In kernels released before 2013 fsync on a read-only MD device is broken.
In kernel 2.6.37 WRITE_FUA support was added to MD.
In kernel 2.6.33 MD got barrier support for all types of RAID.
In kernel 2.6.28 MD switched handling of MD devices with respect to partitioning:

In Linux kernels prior to version 2.6.28 there were two distinctly different types of md devices that could be created: one that could be partitioned using standard partitioning tools and one that could not. Since 2.6.28 that distinction is no longer relevant as both type of devices can be partitioned.
Kernels before 2.6.15 on a read error don't try to read from redundant data and writing back to heal the error.
Kernels before 2.6.10 can only use version 0.90 metadata superblocks.

Version independent hints:

Different versions of mdadm write different member geometries that have the same metadata version Because the metadata version only indicates different superblock offsets, and remains the same even with different data offsets.
This is extremely dangerous when
If an MD RAID superblock is at the end of a partition, which is at the end of a partitioned block device, methods of MD RAID member autodiscovery can wrongly guess that the whole disk is an MD RAID set member, as the superblock is at the end of the disk too.
The type of superblock gets OR'ed with 1 when the MD RAID set is being reshaped.
The initial sync for RAID5 and RAID6 can be much faster if the array is created with spares and missing drives:

raid6 resync (like raid5) is optimised for an array the is already in sync. It reads everything and checks the P and Q blocks. When it finds P or Q that are wrong, it calculates the correct value and goes back to write it out.

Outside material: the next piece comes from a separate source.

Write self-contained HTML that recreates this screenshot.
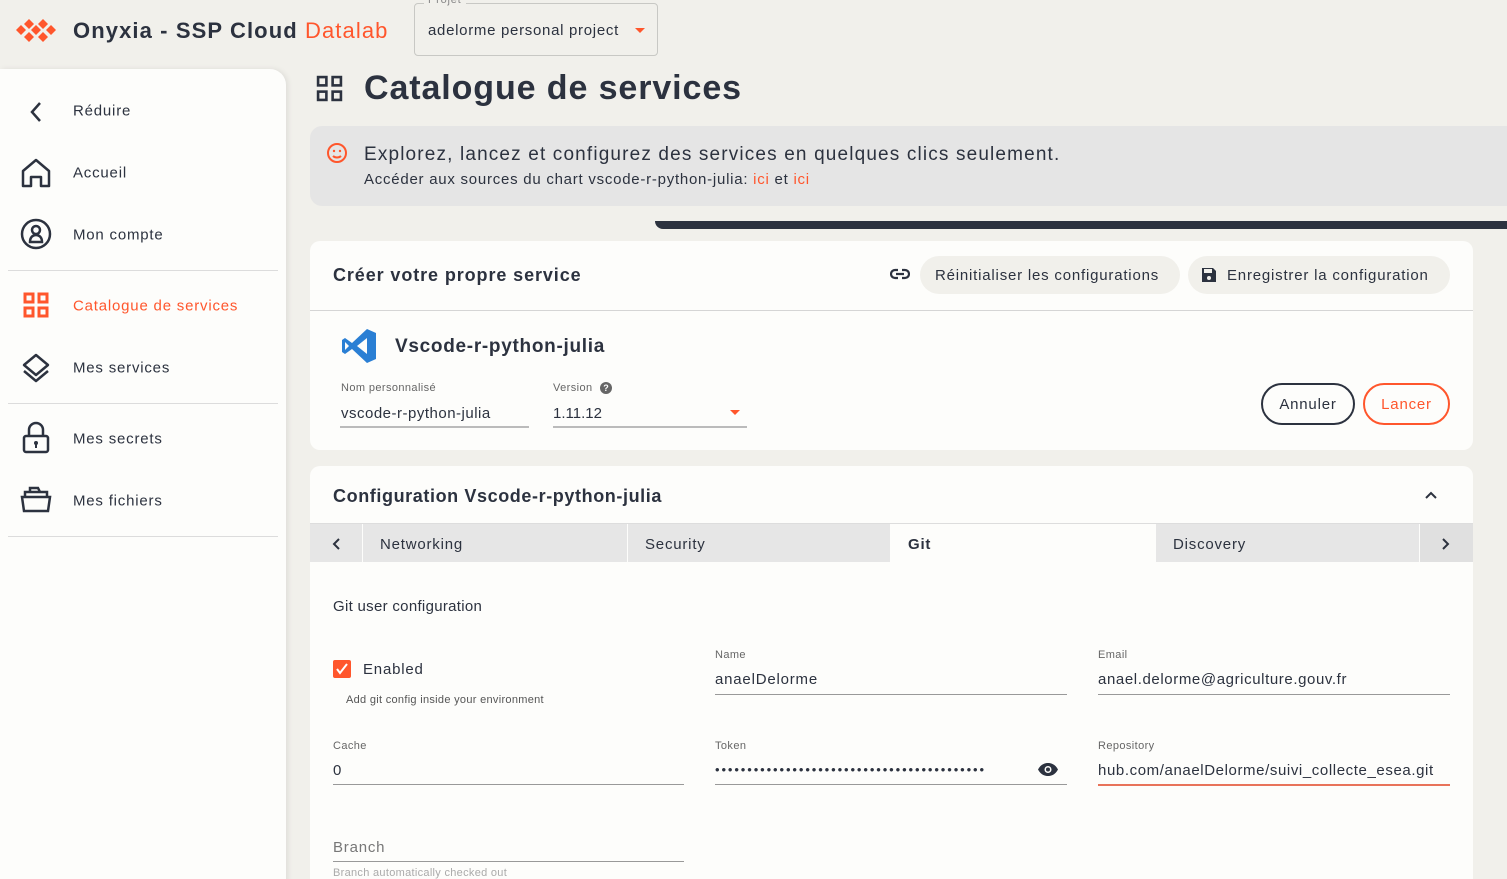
<!DOCTYPE html>
<html><head><meta charset="utf-8"><style>
*{margin:0;padding:0;box-sizing:border-box}
html,body{width:1507px;height:879px;overflow:hidden}
body{background:#f1f0eb;font-family:"Liberation Sans",sans-serif;color:#2c323f;position:relative;letter-spacing:0.8px}
.a{position:absolute;white-space:nowrap}
.side{position:absolute;left:0;top:69px;width:286px;height:830px;background:#fdfdfb;border-radius:0 16px 0 0;box-shadow:2px 0 6px rgba(0,0,0,.08)}
.it{position:absolute;left:73px;font-size:15px;transform:translateY(-45%)}
.ic{position:absolute;left:20px}
.hr{position:absolute;left:8px;width:270px;height:1px;background:#dcdcdc}
.card{position:absolute;left:310px;width:1163px;background:#fdfdfb;border-radius:10px}
.lbl{position:absolute;font-size:11px;color:#666;margin-top:1px;letter-spacing:0.4px}
.val{position:absolute;font-size:15px;margin-top:2px}
.ul{position:absolute;height:1px;background:#999}
.tab{position:absolute;top:524px;height:38px;background:#e6e6e6;font-size:15px;padding:12px 0 0 17px}
.pill{position:absolute;top:256px;height:38px;border-radius:19px;background:#f1f0eb;font-size:15px;padding:11px 0 0 15px}
</style></head><body>
<svg class="a" style="left:14px;top:17px" width="44" height="28" viewBox="0 0 44 28"><g fill="#ff562c"><path d="M7 8l5 5-5 5-5-5z"/><path d="M15 2l5 5-5 5-5-5z"/><path d="M15 15l5 5-5 5-5-5z"/><path d="M22 8l5 5-5 5-5-5z"/><path d="M29 2l5 5-5 5-5-5z"/><path d="M29 15l5 5-5 5-5-5z"/><path d="M37 8l5 5-5 5-5-5z"/></g></svg>
<div class="a" style="left:73px;top:18px;font-size:22px;font-weight:bold;letter-spacing:1.1px">Onyxia - SSP Cloud <span style="color:#ff562c;font-weight:normal">Datalab</span></div>
<div class="a" style="left:414px;top:3px;width:244px;height:53px;border:1px solid #c8c8c4;border-radius:4px"></div>
<div class="a" style="left:424px;top:-6px;font-size:11px;color:#888;background:#f1f0eb;padding:0 4px">Projet</div>
<div class="a" style="left:428px;top:22px;font-size:15px;letter-spacing:0.7px">adelorme personal project</div>
<div class="a" style="left:635px;top:28px;border:5px solid transparent;border-top-color:#ff562c;border-bottom:0"></div>

<div class="side">
<svg class="ic" style="left:28px;top:32px" width="16" height="22" viewBox="0 0 16 22"><path d="M12 2L4 11l8 9" fill="none" stroke="#2c323f" stroke-width="2.5"/></svg>
<div class="it" style="top:41px">Réduire</div>
<svg class="ic" style="top:88px" width="32" height="32" viewBox="0 0 32 32"><path d="M3 14L16 3l13 11v15h-8v-9h-10v9H3z" fill="none" stroke="#2c323f" stroke-width="2.5" stroke-linejoin="round"/></svg>
<div class="it" style="top:103px">Accueil</div>
<svg class="ic" style="top:149px" width="32" height="32" viewBox="0 0 32 32"><circle cx="16" cy="16" r="14" fill="none" stroke="#2c323f" stroke-width="2.5"/><circle cx="16" cy="12" r="4" fill="none" stroke="#2c323f" stroke-width="2.5"/><path d="M10 24c0-5 3-7 6-7s6 2 6 7z" fill="none" stroke="#2c323f" stroke-width="2.5"/></svg>
<div class="it" style="top:165px">Mon compte</div>
<div class="hr" style="top:201px"></div>
<svg class="ic" style="left:23px;top:223px" width="26" height="26" viewBox="0 0 26 26"><g fill="none" stroke="#ff562c" stroke-width="3"><rect x="2" y="2" width="8" height="8"/><rect x="16" y="2" width="8" height="8"/><rect x="2" y="16" width="8" height="8"/><rect x="16" y="16" width="8" height="8"/></g></svg>
<div class="it" style="top:236px;color:#ff562c">Catalogue de services</div>
<svg class="ic" style="top:283px" width="32" height="32" viewBox="0 0 32 32"><g fill="none" stroke="#2c323f" stroke-width="2.5" stroke-linejoin="round"><path d="M16 3l12 10-12 10L4 13z"/><path d="M4 19l12 10 12-10"/></g></svg>
<div class="it" style="top:298px">Mes services</div>
<div class="hr" style="top:334px"></div>
<svg class="ic" style="top:352px" width="32" height="34" viewBox="0 0 32 34"><g fill="none" stroke="#2c323f" stroke-width="2.5"><path d="M9 15V9a7 7 0 0114 0v6"/><rect x="4" y="15" width="24" height="16" rx="2"/></g><circle cx="16" cy="22" r="2" fill="#2c323f"/><rect x="15" y="22" width="2" height="5" fill="#2c323f"/></svg>
<div class="it" style="top:369px">Mes secrets</div>
<svg class="ic" style="top:416px" width="32" height="28" viewBox="0 0 32 28"><g fill="none" stroke="#2c323f" stroke-width="2.5"><path d="M2 12h28l-2 14H4z"/><path d="M5 12V7h22v5"/><path d="M10 7V3h8l2 4"/></g></svg>
<div class="it" style="top:431px">Mes fichiers</div>
<div class="hr" style="top:467px"></div>
</div>

<svg class="a" style="left:316px;top:75px" width="27" height="27" viewBox="0 0 26 26"><g fill="none" stroke="#2c323f" stroke-width="2.5"><rect x="2" y="2" width="8" height="8"/><rect x="16" y="2" width="8" height="8"/><rect x="2" y="16" width="8" height="8"/><rect x="16" y="16" width="8" height="8"/></g></svg>
<div class="a" style="left:364px;top:69px;font-size:34px;font-weight:bold;letter-spacing:0.9px">Catalogue de services</div>

<div class="a" style="left:310px;top:126px;width:1210px;height:80px;background:#e5e5e5;border-radius:12px"></div>
<svg class="a" style="left:326px;top:142px" width="22" height="22" viewBox="0 0 22 22"><g fill="none" stroke="#ff562c" stroke-width="2"><circle cx="11" cy="11" r="9"/><path d="M7 14c2 2 6 2 8 0"/></g><circle cx="8" cy="9" r="1.2" fill="#ff562c"/><circle cx="14" cy="9" r="1.2" fill="#ff562c"/></svg>
<div class="a" style="left:364px;top:144px;font-size:19px;letter-spacing:1.15px">Explorez, lancez et configurez des services en quelques clics seulement.</div>
<div class="a" style="left:364px;top:171px;font-size:15px;letter-spacing:0.75px">Accéder aux sources du chart vscode-r-python-julia: <span style="color:#ff562c">ici</span> et <span style="color:#ff562c">ici</span></div>
<div class="a" style="left:655px;top:221px;width:860px;height:8px;background:#2c323f;border-radius:0 0 0 20px"></div>

<div class="card" style="top:241px;height:209px"></div>
<div class="a" style="left:333px;top:265px;font-size:18px;font-weight:bold;letter-spacing:0.9px">Créer votre propre service</div>
<svg class="a" style="left:890px;top:267px" width="20" height="14" viewBox="0 0 20 14"><g fill="none" stroke="#2c323f" stroke-width="2.2"><path d="M8 3H5a4 4 0 000 8h3M12 3h3a4 4 0 010 8h-3M6 7h8"/></g></svg>
<div class="pill" style="left:920px;width:260px">Réinitialiser les configurations</div>
<div class="pill" style="left:1188px;width:262px;padding-left:39px">Enregistrer la configuration</div>
<svg class="a" style="left:1201px;top:267px" width="16" height="16" viewBox="0 0 16 16"><path d="M1 1h11l3 3v11H1z" fill="#2c323f"/><rect x="3" y="2" width="8" height="4" fill="#f1f0eb"/><circle cx="8" cy="11" r="2" fill="#f1f0eb"/></svg>
<div class="a" style="left:310px;top:310px;width:1163px;height:1px;background:#d5d5d5"></div>
<svg class="a" style="left:340px;top:327px" width="38" height="38" viewBox="0 0 38 38"><path d="M27 2l9 4v26l-9 4L12 22l-7 5-3-2V13l3-2 7 5z" fill="#2a7fd4"/><path d="M27 11v16l-10-8z" fill="#fdfdfb"/><path d="M5 15l4 4-4 4z" fill="#fdfdfb"/></svg>
<div class="a" style="left:395px;top:336px;font-size:19px;font-weight:bold;letter-spacing:0.7px">Vscode-r-python-julia</div>
<div class="lbl" style="left:341px;top:381px">Nom personnalisé</div>
<div class="val" style="left:341px;top:403px;letter-spacing:0.5px">vscode-r-python-julia</div>
<div class="ul" style="left:340px;top:426px;width:189px;background:#bbb;height:2px"></div>
<div class="lbl" style="left:553px;top:381px">Version</div>
<div class="a" style="left:600px;top:382px;width:12px;height:12px;border-radius:50%;background:#666;color:#fff;font-size:9px;text-align:center;line-height:12px;font-weight:bold;letter-spacing:0">?</div>
<div class="val" style="left:553px;top:403px;letter-spacing:0">1.11.12</div>
<div class="a" style="left:730px;top:410px;border:5px solid transparent;border-top-color:#ff562c;border-bottom:0"></div>
<div class="ul" style="left:553px;top:426px;width:194px;background:#bbb;height:2px"></div>
<div class="a" style="left:1261px;top:383px;width:94px;height:42px;border:2px solid #2c323f;border-radius:21px;font-size:15px;text-align:center;line-height:40px">Annuler</div>
<div class="a" style="left:1363px;top:383px;width:87px;height:42px;border:2px solid #ff562c;border-radius:21px;font-size:15px;text-align:center;line-height:40px;color:#ff562c">Lancer</div>

<div class="card" style="top:466px;height:440px"></div>
<div class="a" style="left:333px;top:486px;font-size:18px;font-weight:bold;letter-spacing:0.6px">Configuration Vscode-r-python-julia</div>
<svg class="a" style="left:1424px;top:490px" width="14" height="10" viewBox="0 0 14 10"><path d="M2 8l5-5 5 5" fill="none" stroke="#2c323f" stroke-width="2"/></svg>
<div class="a" style="left:310px;top:523px;width:1163px;height:1px;background:#ddd"></div>
<div class="tab" style="left:310px;width:52px"></div>
<svg class="a" style="left:331px;top:537px" width="10" height="14" viewBox="0 0 10 14"><path d="M8 2L3 7l5 5" fill="none" stroke="#2c323f" stroke-width="2"/></svg>
<div class="tab" style="left:363px;width:264px">Networking</div>
<div class="tab" style="left:628px;width:262px">Security</div>
<div class="tab" style="left:891px;width:264px;background:#fdfdfb;font-weight:bold">Git</div>
<div class="tab" style="left:1156px;width:263px">Discovery</div>
<div class="tab" style="left:1420px;width:53px;background:#e0e0e0"></div>
<svg class="a" style="left:1441px;top:537px" width="10" height="14" viewBox="0 0 10 14"><path d="M2 2l5 5-5 5" fill="none" stroke="#2c323f" stroke-width="2"/></svg>

<div class="a" style="left:333px;top:598px;font-size:15px;letter-spacing:0.3px">Git user configuration</div>
<div class="a" style="left:333px;top:660px;width:18px;height:18px;background:#ff562c;border-radius:2px"></div>
<svg class="a" style="left:335px;top:662px" width="14" height="14" viewBox="0 0 14 14"><path d="M2 7l3 4 7-9" fill="none" stroke="#fff" stroke-width="2"/></svg>
<div class="a" style="left:363px;top:661px;font-size:15px">Enabled</div>
<div class="a" style="left:346px;top:694px;font-size:11px;color:#555;letter-spacing:0.3px">Add git config inside your environment</div>

<div class="lbl" style="left:715px;top:648px">Name</div>
<div class="val" style="left:715px;top:669px">anaelDelorme</div>
<div class="ul" style="left:715px;top:694px;width:352px"></div>
<div class="lbl" style="left:1098px;top:648px">Email</div>
<div class="val" style="left:1098px;top:669px;letter-spacing:0.6px">anael.delorme@agriculture.gouv.fr</div>
<div class="ul" style="left:1098px;top:694px;width:352px"></div>

<div class="lbl" style="left:333px;top:739px">Cache</div>
<div class="val" style="left:333px;top:760px">0</div>
<div class="ul" style="left:333px;top:784px;width:351px"></div>
<div class="lbl" style="left:715px;top:739px">Token</div>
<div class="val" style="left:715px;top:760px;font-size:13px;letter-spacing:1.9px">••••••••••••••••••••••••••••••••••••••••••</div>
<svg class="a" style="left:1037px;top:762px" width="22" height="15" viewBox="0 0 22 15"><path d="M1 7.5C4 2 8 1 11 1s7 1 10 6.5C18 13 14 14 11 14S4 13 1 7.5z" fill="#2c323f"/><circle cx="11" cy="7.5" r="3.5" fill="#fdfdfb"/><circle cx="11" cy="7.5" r="2" fill="#2c323f"/></svg>
<div class="ul" style="left:715px;top:784px;width:352px"></div>
<div class="lbl" style="left:1098px;top:739px">Repository</div>
<div class="val" style="left:1098px;top:760px;letter-spacing:0.6px">hub.com/anaelDelorme/suivi_collecte_esea.git</div>
<div class="ul" style="left:1098px;top:784px;width:352px;height:2px;background:#e8735a"></div>

<div class="val" style="left:333px;top:837px;color:#777">Branch</div>
<div class="ul" style="left:333px;top:861px;width:351px"></div>
<div class="a" style="left:333px;top:867px;font-size:11px;color:#aaa;letter-spacing:0.3px">Branch automatically checked out</div>
</body></html>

On a fresh drive, this will involve lots of writing which means seeking back to write something. With a larger stripe_cache, the writes can presumably be done in larger slabs so there are fewer seeks.

You might get a better result by creating the array with two missing devices and two spares. It will then read the good devices completely linearly, and write the spares completely linearly and so should get full hardware speed with normal stripe_cache size.

For raid5, mdadm makes this arrangement automatically. It doesn't for raid6.

Storage hints for DM/LVM2 (120812)

DM/LVM2 snapshot LVs can be very slow.

Storage hints for DRBD (120413)

Version dependent hints:

Until 8.3.14 or 8.4.2 DRBD did not have fully working barrier support.